As Duplass discovered, however, getting to that level takes serious commitment. She shoots with a Canon EOS 20D with a Canon 18-55mm f/3.5-5.6 EF-S “kit” lens; in the studio, she uses Novatron strobe lights. She constantly returns to her early lessons in film photography for the basics of composition, lighting, and exposure.

And she’s learned the hard way that it’s best to listen to advice from the different site inspectors and the more experienced photographers on the forums.

“It really is good advice, but it makes no sense to you until you start to see success,” she says. “At the beginning, you’ll work hours and hours on an image, just to get it accepted, and it might only sell once a month. And they’re like, ‘Oh, forget it, move on to the next one.’ And you’re thinking, ‘I can’t let go! I know this is just an orange on a white background, but I can’t let go!'”

She adds that while image-editing software skills are important, she tries to get much of the work done in-camera and avoid lots of fixing later. With microstock, quality is the first priority, but unless you have a critical mass of images to sell, you’re still stuck making…10 cents a day.

Laurin Rinder, a longtime photographer from Los Angeles, who’s one of the growing numbers of professionals making the jump to royalty-free sites, agrees with her. “You don’t even need Photoshop-Elements is good enough,” he says.

“If it’s not there, it’s not there. Dump it and shoot something else. If you love to twiddle on your computer, it’s diminished returns. If you’re going to spend three or four hours on one shot, you’re finished before you started,” he advises.

As far as microstock subject matter goes, there are varying schools of thought, but even the most experienced photographers are often surprised by what does and doesn’t sell.

We’ve sprinkled a handful of top-selling photos from some microstock agencies throughout these pages.

Holidays bring out a slew of theme images-Valentine’s Day finds sites decked out with uploads in varying shades of red, and, as one microstock photographer notes, everyone has their Christmas ornaments.

Business images-with their workaday focus on laptops or line graphs or serious-looking people in suits-are often named as steady earners.

But many photographers prefer to find their own specialties. Kelly Cline, a photographer from Seattle who’s on iStockphoto, enjoys taking pictures of food and has turned that into a full-time stock career.

“A niche is absolutely necessary,” she says. “If you like taking pictures of nature, that’s what you need to do. Do what you love, and do it well.”

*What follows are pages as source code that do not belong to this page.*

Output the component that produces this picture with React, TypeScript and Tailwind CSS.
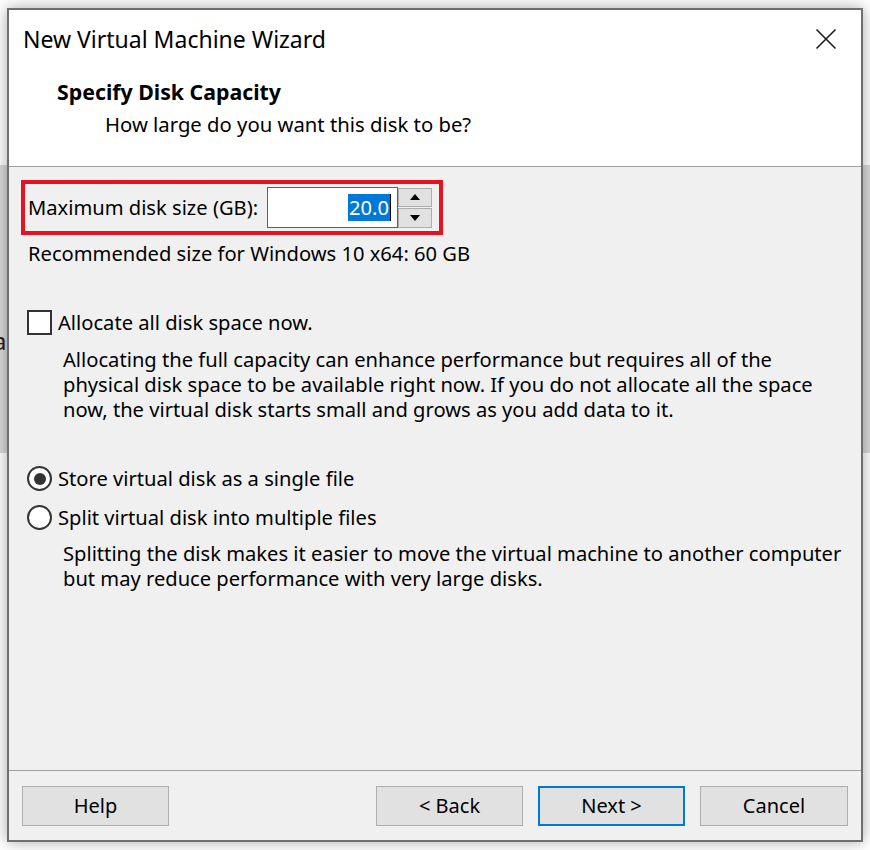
import React from 'react';

const FONT = { fontFamily: '"Segoe UI", "Noto Sans", "Open Sans", sans-serif' };

function CloseIcon(): React.JSX.Element {
  return (
    <svg width="22" height="22" viewBox="0 0 22 22" aria-hidden="true">
      <path d="M1.5 1.5 L20.5 20.5 M20.5 1.5 L1.5 20.5" stroke="#1b1b1b" strokeWidth="1.6" fill="none" />
    </svg>
  );
}

function Spinner(): React.JSX.Element {
  return (
    <div className="flex flex-col w-[34px] h-[40px] gap-[1px]">
      <button type="button" className="flex-1 flex items-center justify-center bg-[#e1e1e1] border border-[#adadad]">
        <svg width="10" height="6" viewBox="0 0 10 6" aria-hidden="true">
          <path d="M0 6 L5 0 L10 6 Z" fill="#000" />
        </svg>
      </button>
      <button type="button" className="flex-1 flex items-center justify-center bg-[#e1e1e1] border border-[#adadad]">
        <svg width="10" height="6" viewBox="0 0 10 6" aria-hidden="true">
          <path d="M0 0 L10 0 L5 6 Z" fill="#000" />
        </svg>
      </button>
    </div>
  );
}

type WizButtonProps = { label: string; primary?: boolean; wide?: boolean };

function WizButton({ label, primary, wide }: WizButtonProps): React.JSX.Element {
  return (
    <button
      type="button"
      className={[
        'h-[40px] bg-[#e1e1e1] text-[20px] text-black',
        wide ? 'w-[148px]' : 'w-[147px]',
        primary ? 'border-2 border-[#0078d7]' : 'border border-[#adadad]',
      ].join(' ')}
    >
      {label}
    </button>
  );
}

function Radio({ checked }: { checked?: boolean }): React.JSX.Element {
  return (
    <span className="w-[25px] h-[25px] rounded-full border-2 border-[#333] bg-white flex items-center justify-center shrink-0">
      {checked && <span className="w-[12px] h-[12px] rounded-full bg-[#333]" />}
    </span>
  );
}

export default function App(): React.JSX.Element {
  return (
    <div className="relative w-[870px] h-[850px] bg-white overflow-hidden text-black" style={FONT}>
      {/* desktop behind the dialog */}
      <div className="flex flex-col">
        <div className="h-[165px] bg-white" />
        <div className="h-[288px] bg-[#d9d9d9] overflow-hidden">
          <div className="mt-[164px] ml-[-7px] text-[24px] leading-[24px] text-[#222]">a</div>
        </div>
      </div>

      {/* dialog window */}
      <div className="absolute left-[7px] top-[8px] w-[856px] h-[834px] border-2 border-[#6f6f6f] flex flex-col bg-[#f0f0f0] shadow-[0_0_14px_rgba(0,0,0,0.35)]">
        {/* header */}
        <div className="h-[157px] bg-white border-b border-[#a0a0a0] flex flex-col">
          <div className="h-[58px] flex items-center justify-between pl-[14px] pr-[24px]">
            <span className="text-[23px]">New Virtual Machine Wizard</span>
            <CloseIcon />
          </div>
          <div className="mt-[8px] pl-[48px] h-[32px] leading-[32px] text-[21.3px] font-bold">Specify Disk Capacity</div>
          <div className="pl-[96px] h-[32px] leading-[32px] text-[20.3px]">How large do you want this disk to be?</div>
        </div>

        {/* body */}
        <div className="h-[604px] border-b border-[#a0a0a0] flex flex-col pl-[12px] text-[20.15px]">
          <div className="mt-[13px] w-[422px] h-[55px] border-4 border-[#e81123] flex items-center pl-[3px] pr-[7px]">
            <span className="flex-1">Maximum disk size (GB):</span>
            <div className="w-[131px] h-[41px] border border-[#0078d7] bg-white flex items-center justify-end pr-[6px]">
              <span className="bg-[#0078d7] text-white leading-[27px] px-[1px]">20.0</span>
              <span className="w-[1px] h-[27px] bg-black" />
            </div>
            <Spinner />
          </div>

          <div className="pl-[7px] h-[36px] leading-[36px]">Recommended size for Windows 10 x64: 60 GB</div>

          <label className="mt-[33px] h-[36px] flex items-center gap-[6px] pl-[6px]">
            <span className="w-[25px] h-[25px] border-2 border-[#333] bg-white shrink-0" />
            <span>Allocate all disk space now.</span>
          </label>
          <p className="mt-[7px] pl-[42px] leading-[25px]">
            Allocating the full capacity can enhance performance but requires all of the
            <br />
            physical disk space to be available right now. If you do not allocate all the space
            <br />
            now, the virtual disk starts small and grows as you add data to it.
          </p>

          <label className="mt-[37px] h-[39px] flex items-center gap-[6px] pl-[6px]">
            <Radio checked />
            <span>Store virtual disk as a single file</span>
          </label>
          <label className="h-[39px] flex items-center gap-[6px] pl-[6px]">
            <Radio />
            <span>Split virtual disk into multiple files</span>
          </label>
          <p className="mt-[4px] pl-[42px] leading-[25px]">
            Splitting the disk makes it easier to move the virtual machine to another computer
            <br />
            but may reduce performance with very large disks.
          </p>
        </div>

        {/* footer */}
        <div className="flex-1 flex items-center justify-between px-[13px]">
          <WizButton label="Help" />
          <div className="flex gap-[15px]">
            <WizButton label="< Back" />
            <WizButton label="Next >" primary />
            <WizButton label="Cancel" wide />
          </div>
        </div>
      </div>
    </div>
  );
}
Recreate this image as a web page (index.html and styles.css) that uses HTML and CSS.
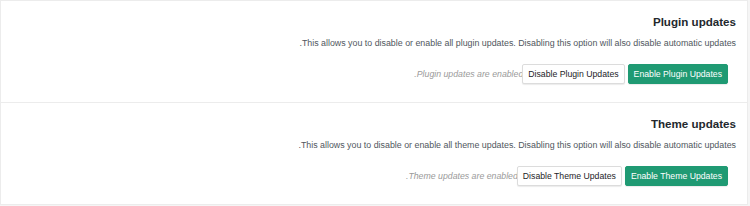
FILE: index.html
```html
<!DOCTYPE html>
<html lang="en">
<head>
  <meta charset="UTF-8">
  <meta name="viewport" content="width=device-width, initial-scale=1.0">
  <title>Update settings</title>
  <link rel="stylesheet" href="styles.css">
</head>
<body>
  <div class="settings" dir="rtl">
    <section class="panel">
      <h3>Plugin updates</h3>
      <p class="desc">This allows you to disable or enable all plugin updates. Disabling this option will also disable automatic updates.</p>
      <div class="actions">
        <button class="btn btn-primary">Enable Plugin Updates</button>
        <button class="btn">Disable Plugin Updates</button>
        <span class="status">Plugin updates are enabled.</span>
      </div>
    </section>

    <section class="panel">
      <h3>Theme updates</h3>
      <p class="desc">This allows you to disable or enable all theme updates. Disabling this option will also disable automatic updates.</p>
      <div class="actions">
        <button class="btn btn-primary">Enable Theme Updates</button>
        <button class="btn">Disable Theme Updates</button>
        <span class="status">Theme updates are enabled.</span>
      </div>
    </section>
  </div>
</body>
</html>
```

FILE: styles.css
```css
:root {
  --green: #1f9a73;
  --border: #ececec;
  --text: #23282d;
  --muted: #50575e;
}

body {
  margin: 0;
  background: #f5f5f5;
  font-family: "Liberation Sans", Arial, sans-serif;
  color: var(--text);
}

.settings {
  width: 748px;
  background: #fff;
}

.panel {
  border: 1px solid var(--border);
  padding: 13px 11px 17px 11px;
  height: 71px;
}

.panel + .panel {
  border-top: none;
}

h3 {
  margin: 0;
  font-size: 11.6px;
  line-height: 16px;
  font-weight: bold;
}

.desc {
  margin: 5px 0 0;
  font-size: 8.85px;
  line-height: 16px;
  color: var(--muted);
}

.actions {
  display: flex;
  align-items: center;
  gap: 3px;
  margin: 13px 8px 0 0;
}

.btn {
  position: relative;
  height: 20px;
  padding: 0 5px;
  font-family: inherit;
  font-size: 8.7px;
  color: #1d2327;
  background: #fff;
  border: 1px solid #dcdcdc;
  border-radius: 2px;
  box-shadow: 0 1px 1px rgba(0, 0, 0, 0.08);
}

.btn-primary {
  background: var(--green);
  border-color: var(--green);
  color: #fff;
}

.status {
  margin-right: -4px;
  font-size: 8.75px;
  font-style: italic;
  color: #9a9a9a;
}
```
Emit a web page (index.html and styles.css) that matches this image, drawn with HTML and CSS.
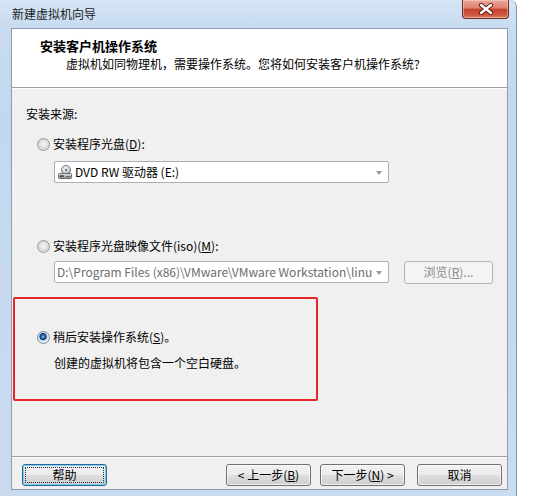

Sean Locke, who shoots primarily for iStockphoto, advises making do with what’s available to you. “Landscapes aren’t something I dabble in, since I live in St. Louis,” he says. “I’ve got a lot of brown grass and dead trees.”

Instead, he enjoys storyboarding shoots, hiring models, and posing them in situations that tell a story.

“One of my best-sellers is just a family in a yard,” he says. “It was posed and everything.” In fact, this photo is among iStockphoto’s best-sellers, as well.

And then there are of course, the flowers. Rinder jokes, “There’s more flowers on stock sites than there are probably stars in the universe.” But he’s quick to point out that even some of his old flower shots are still selling.

Indeed, Kelly Cline’s biggest seller remains a simple shot of three tulips. “It’s like every other flower image out there, and it has over a 1,000 downloads on it,” she says. “By far my biggest-selling image. Who knew?”

A thousand downloads for one image is remarkable, but not everyone sees it as a step forward, especially when one download nets you only a few dimes apiece.

It used to be that photographers who worked with Corbis or Getty, say, would license their photos for a certain amount of time to a buyer, who in turn would pay on a sliding scale depending on the size of the company buying and how it was using the image.

The Stock Artists Alliance, an advocacy group, estimates that an average licensing fee under a rights-managed model could be $400 or $500.

Naturally, a photographer used to that kind of money wouldn’t be too keen on earning 20 cents per picture for unlimited use.

Betsy Reid, executive director of the SAA, has been a vocal critic of the royalty-free model.

“If IBM wants to use an image for an international campaign, no photographer in the world was ever going to offer it for a dollar,” she says. “That’s what microstock does. When you look at the business of photography and the investments that photographers make and the talent they bring to it, and you take it down to that level…I think it’s really devastating.”

The royalty-free sites counter that they’re appealing to a whole new stock market, especially the countless web designers who need cheap art fast.

Says iStockphoto’s Thompson, “What’s really exciting is the small and medium businesses, the nonprofit groups, the church groups-they flock to us by the tens of thousands, and they’ve never bought a stock photo before.”

Deb Trevino, vice president of communications for Getty, argues that there will always be a place for rights-managed stock, “particularly in high-end campaigns, where there’s a need for some level of exclusivity and the kind of quality that comes with that imagery.”

But Reid’s appeals resonate if only because they underline the seismic shifts so many creative fields have undergone since the rise of digital technology, whether it be music, or movies, or photography.

The most fundamental of questions doesn’t really have a clear answer: What is a picture worth?

Time on their side?

For many microstock photographers, they’re worth a lot more than the few cents apiece they net each time they’re bought.

Rinder, who has worked in stock for 30 years, says, “I learned a long, long time ago, that I’m looking for annuities. I’m looking for things to generate income long after I’m dead for my kids and my wife. That’s what turns me on about microstock probably more than anything else-it’s the annuity that it can generate.”

Jaimie Duplass has made the same conclusion. One of her daughters, Brittny, often helps out with Duplass’ photo shoots, and she has learned her mother’s lessons well.

“The images are out there making money,” says Duplass. “If anything was to happen to me today, my kids are going to be collecting that money. My daughter knows that if anything happens these images are hers and if she wants to continue adding pictures and keep it going, she can. I have that peace of mind that I’ve set something up for them that could be there for several years.”